If we start 'vertical farming' we can (in theory at least) grow anything at all at any time of year. Crop yields are many multiples of growing the same foods outside and because it's a closed system there is no need for pesticides or weedkillers. There is no reason Scotland should not have aircraft hanger-sized orchards indoors growing avocados, peaches, cherries, whatever we want, all year round.
This has been a fast whizz round a complex subject, but all of this requires one final honesty about what this means. We have to accept that we pay too little for food. The food we eat now is sold at such crazily low margins that the quality of the food is often very heavily compromised, and that brings environmental damage with it.

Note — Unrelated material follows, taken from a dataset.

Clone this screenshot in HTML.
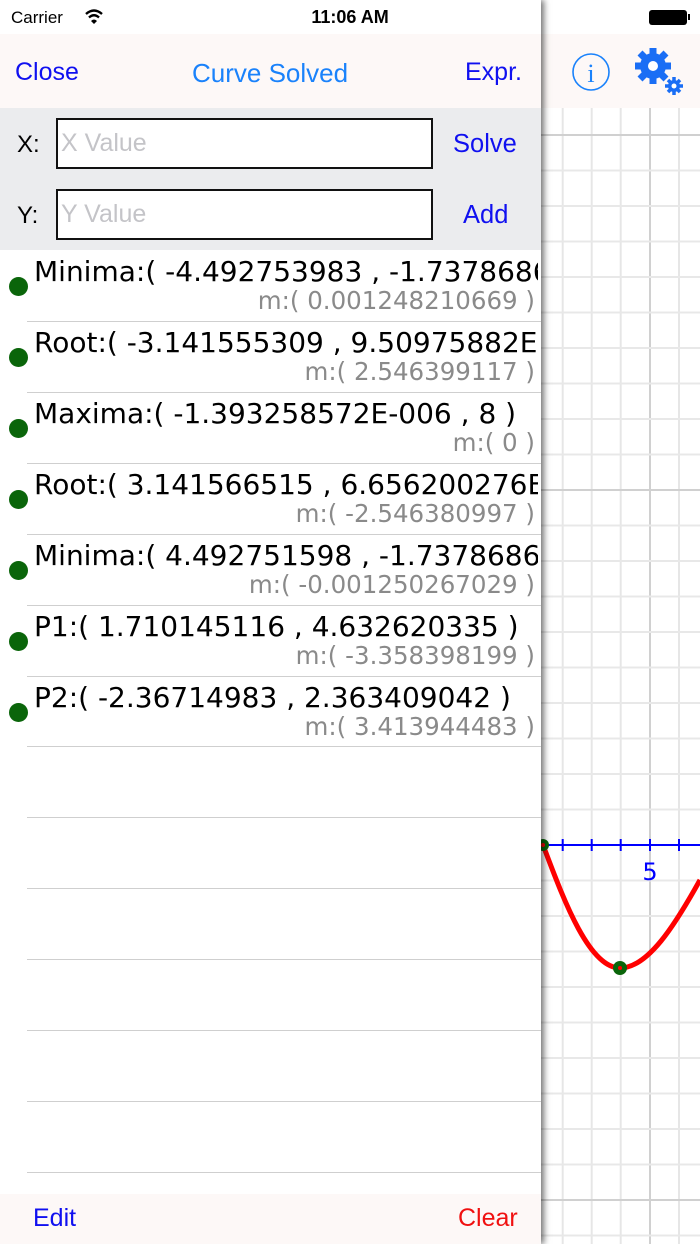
<!DOCTYPE html>
<html><head><meta charset="utf-8"><style>
*{margin:0;padding:0;box-sizing:border-box}
body{width:700px;height:1244px;position:relative;overflow:hidden;background:#fff;font-family:"Liberation Sans",sans-serif}
.a{position:absolute;white-space:nowrap}
.hdr{font-size:25.5px}
.row{position:absolute;left:0;width:541px;height:71px}
.row .dot{position:absolute;left:9px;top:26px;width:19px;height:19px;border-radius:50%;background:#0a650a}
.row .t{position:absolute;left:34px;top:4px;font-family:"DejaVu Sans",sans-serif;font-size:28px;color:#000;white-space:nowrap;width:504px;overflow:hidden}
.row .s{position:absolute;right:6px;top:35px;font-family:"DejaVu Sans",sans-serif;font-size:24.5px;color:#8a8a8a;white-space:nowrap}
.sep{position:absolute;left:27px;width:514px;height:1px;background:#cfcfcf}
.box{position:absolute;left:56px;width:377px;height:51px;border:2px solid #111;background:#fff;font-size:25px;color:#c4c4c8;padding:9px 0 0 3px}
</style></head><body>
<svg class="a" style="left:0;top:0" width="700" height="1244">
<g stroke="#e6e6e6" stroke-width="2">
<line x1="562.7" y1="108" x2="562.7" y2="1244"/><line x1="591.7" y1="108" x2="591.7" y2="1244"/><line x1="620.7" y1="108" x2="620.7" y2="1244"/><line x1="679" y1="108" x2="679" y2="1244"/>
</g>
<line x1="650" y1="106" x2="650" y2="1244" stroke="#d0d0d0" stroke-width="2"/>
<g stroke="#e6e6e6" stroke-width="2" id="h"></g>
<path d="M543 845 C 562 895, 588 968, 620 968 C 648 968, 675 925, 700 880" fill="none" stroke="#f00" stroke-width="5"/>
<line x1="541" y1="845" x2="700" y2="845" stroke="#00f" stroke-width="2"/>
<g stroke="#00f" stroke-width="2"><line x1="562.7" y1="839" x2="562.7" y2="851"/><line x1="591.7" y1="839" x2="591.7" y2="851"/><line x1="620.7" y1="839" x2="620.7" y2="851"/><line x1="650" y1="839" x2="650" y2="851"/><line x1="679" y1="839" x2="679" y2="851"/></g>
<text x="650" y="880" font-family="DejaVu Sans,sans-serif" font-size="24" fill="#00f" text-anchor="middle">5</text>
<circle cx="543" cy="845" r="6" fill="#0a650a"/><circle cx="543" cy="845" r="2" fill="#f00"/>
<circle cx="620" cy="968" r="7" fill="#0a650a"/><circle cx="620" cy="968" r="2" fill="#f00"/>
</svg>
<script>
var g=document.getElementById('h'),s='';
for(var k=-22;k<12;k++){var y=845+35.5*k;if(y<108)continue;var c=(k%10==0)?'#d0d0d0':'#e8e8e8';s+='<line x1="541" y1="'+y+'" x2="700" y2="'+y+'" stroke="'+c+'"/>';}
g.innerHTML=s;
</script>
<div class="a" style="left:541px;top:34px;width:159px;height:74px;background:#fdf8f7"></div>
<svg class="a" style="left:570px;top:52px" width="44" height="42"><circle cx="21" cy="20" r="18" fill="none" stroke="#1a82fb" stroke-width="1.6"/><text x="21" y="30" font-family="Liberation Serif,serif" font-size="26" fill="#1a82fb" text-anchor="middle">i</text></svg>
<svg class="a" style="left:634px;top:44px" width="52" height="52" viewBox="0 0 52 52">
<g fill="#1a6ef5"><circle cx="19" cy="22" r="13"/>
<g stroke="#1a6ef5" stroke-width="7"><line x1="19" y1="4" x2="19" y2="40"/><line x1="1" y1="22" x2="37" y2="22"/><line x1="6" y1="9" x2="32" y2="35"/><line x1="32" y1="9" x2="6" y2="35"/></g>
<circle cx="19" cy="22" r="5" fill="#fff"/>
<circle cx="40" cy="42" r="6"/><g stroke="#1a6ef5" stroke-width="3.5"><line x1="40" y1="33" x2="40" y2="51"/><line x1="31" y1="42" x2="49" y2="42"/><line x1="34" y1="36" x2="46" y2="48"/><line x1="46" y1="36" x2="34" y2="48"/></g>
<circle cx="40" cy="42" r="2.5" fill="#fff"/></g></svg>
<div class="a" style="left:0;top:0;width:541px;height:1244px;background:#fff;box-shadow:3px 0 6px rgba(0,0,0,.55)"></div>
<div class="a" style="left:0;top:34px;width:541px;height:74px;background:#fdf8f7"></div>
<div class="a" style="left:0;top:108px;width:541px;height:142px;background:#ebecee"></div>
<div class="a" style="left:0;top:1194px;width:541px;height:50px;background:#fdf8f7"></div>
<div class="a" style="left:11px;top:8px;font-size:17px">Carrier</div>
<svg class="a" style="left:84px;top:8px" width="20" height="16"><path d="M2 6 Q10 -1 18 6" fill="none" stroke="#000" stroke-width="2.4"/><path d="M5 9.5 Q10 5 15 9.5" fill="none" stroke="#000" stroke-width="2.4"/><path d="M7 13 L10 16 L13 13 Q10 10 7 13Z" fill="#000"/></svg>
<div class="a" style="left:0;width:700px;text-align:center;top:7px;font-size:18px;font-weight:bold">11:06 AM</div>
<div class="a" style="left:649px;top:10px;width:38px;height:15px;background:#000;border-radius:3px"></div>
<div class="a" style="left:688px;top:14px;width:2px;height:6px;background:#000"></div>
<div class="a hdr" style="left:15px;top:58px;color:#1010f0;font-size:25px">Close</div>
<div class="a hdr" style="left:192px;top:58px;color:#1a82fb;font-size:26px">Curve Solved</div>
<div class="a hdr" style="left:465px;top:58px;color:#1010f0;font-size:25px">Expr.</div>
<div class="a" style="left:17px;top:131px;font-size:24px">X:</div>
<div class="box" style="top:118px">X Value</div>
<div class="a" style="left:453px;top:130px;font-size:25.5px;color:#1010f0">Solve</div>
<div class="a" style="left:17px;top:202px;font-size:24px">Y:</div>
<div class="box" style="top:189px">Y Value</div>
<div class="a" style="left:463px;top:201px;font-size:25.5px;color:#1010f0">Add</div>
<div class="row" style="top:251px"><div class="dot"></div><div class="t">Minima:( -4.492753983 , -1.73786863</div><div class="s">m:( 0.001248210669 )</div></div>
<div class="row" style="top:322px"><div class="dot"></div><div class="t">Root:( -3.141555309 , 9.50975882E-006 )</div><div class="s">m:( 2.546399117 )</div></div>
<div class="row" style="top:393px"><div class="dot"></div><div class="t">Maxima:( -1.393258572E-006 , 8 )</div><div class="s">m:( 0 )</div></div>
<div class="row" style="top:464px"><div class="dot"></div><div class="t">Root:( 3.141566515 , 6.656200276E-006 )</div><div class="s">m:( -2.546380997 )</div></div>
<div class="row" style="top:535px"><div class="dot"></div><div class="t">Minima:( 4.492751598 , -1.73786863 )</div><div class="s">m:( -0.001250267029 )</div></div>
<div class="row" style="top:606px"><div class="dot"></div><div class="t">P1:( 1.710145116 , 4.632620335 )</div><div class="s">m:( -3.358398199 )</div></div>
<div class="row" style="top:677px"><div class="dot"></div><div class="t">P2:( -2.36714983 , 2.363409042 )</div><div class="s">m:( 3.413944483 )</div></div>
<div class="sep" style="top:321px"></div><div class="sep" style="top:392px"></div><div class="sep" style="top:463px"></div><div class="sep" style="top:534px"></div><div class="sep" style="top:605px"></div><div class="sep" style="top:676px"></div><div class="sep" style="top:746px"></div><div class="sep" style="top:817px"></div><div class="sep" style="top:888px"></div><div class="sep" style="top:959px"></div><div class="sep" style="top:1030px"></div><div class="sep" style="top:1101px"></div><div class="sep" style="top:1172px"></div>
<div class="a" style="left:33px;top:1204px;font-size:25px;color:#1010f0">Edit</div>
<div class="a" style="left:458px;top:1204px;font-size:25px;color:#f01010">Clear</div>
</body></html>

In most parts of the Common Home Plan the results will save you a lot of money – on heating and electricity, by getting access to a circular economy, by reducing waste. But we have to spend more on food if we want a good food system. It doesn't have to be ruinous – we calculated that we could grow a quarter of all our calories indoors using current technologies for only about £1.75 per person per day.
But at some point we have to ask ourselves how it is that we can buy a loaf of bread for pennies – and why it is that loaf never seems to go stale. It tells us about what we've done to our bodies, our planet and our traditional food industries by buying this item which is barely bread at all.
The upside to all of this is that a better food system is not only essential for our environment, it does four other things as well. First, it creates significant economic opportunities for domestic food production. Second, it gives us a chance to rethink our food culture (we need to learn to cook again). Third, it greatly improves our health.
But it is the fourth factor that we need to shout about a lot more – it tastes so, so much better. So it may still be a little tricky to put all of this together into a single, consensual plan just now. But it doesn't need to be – and the destination we are working towards is one that will improve all of our lives.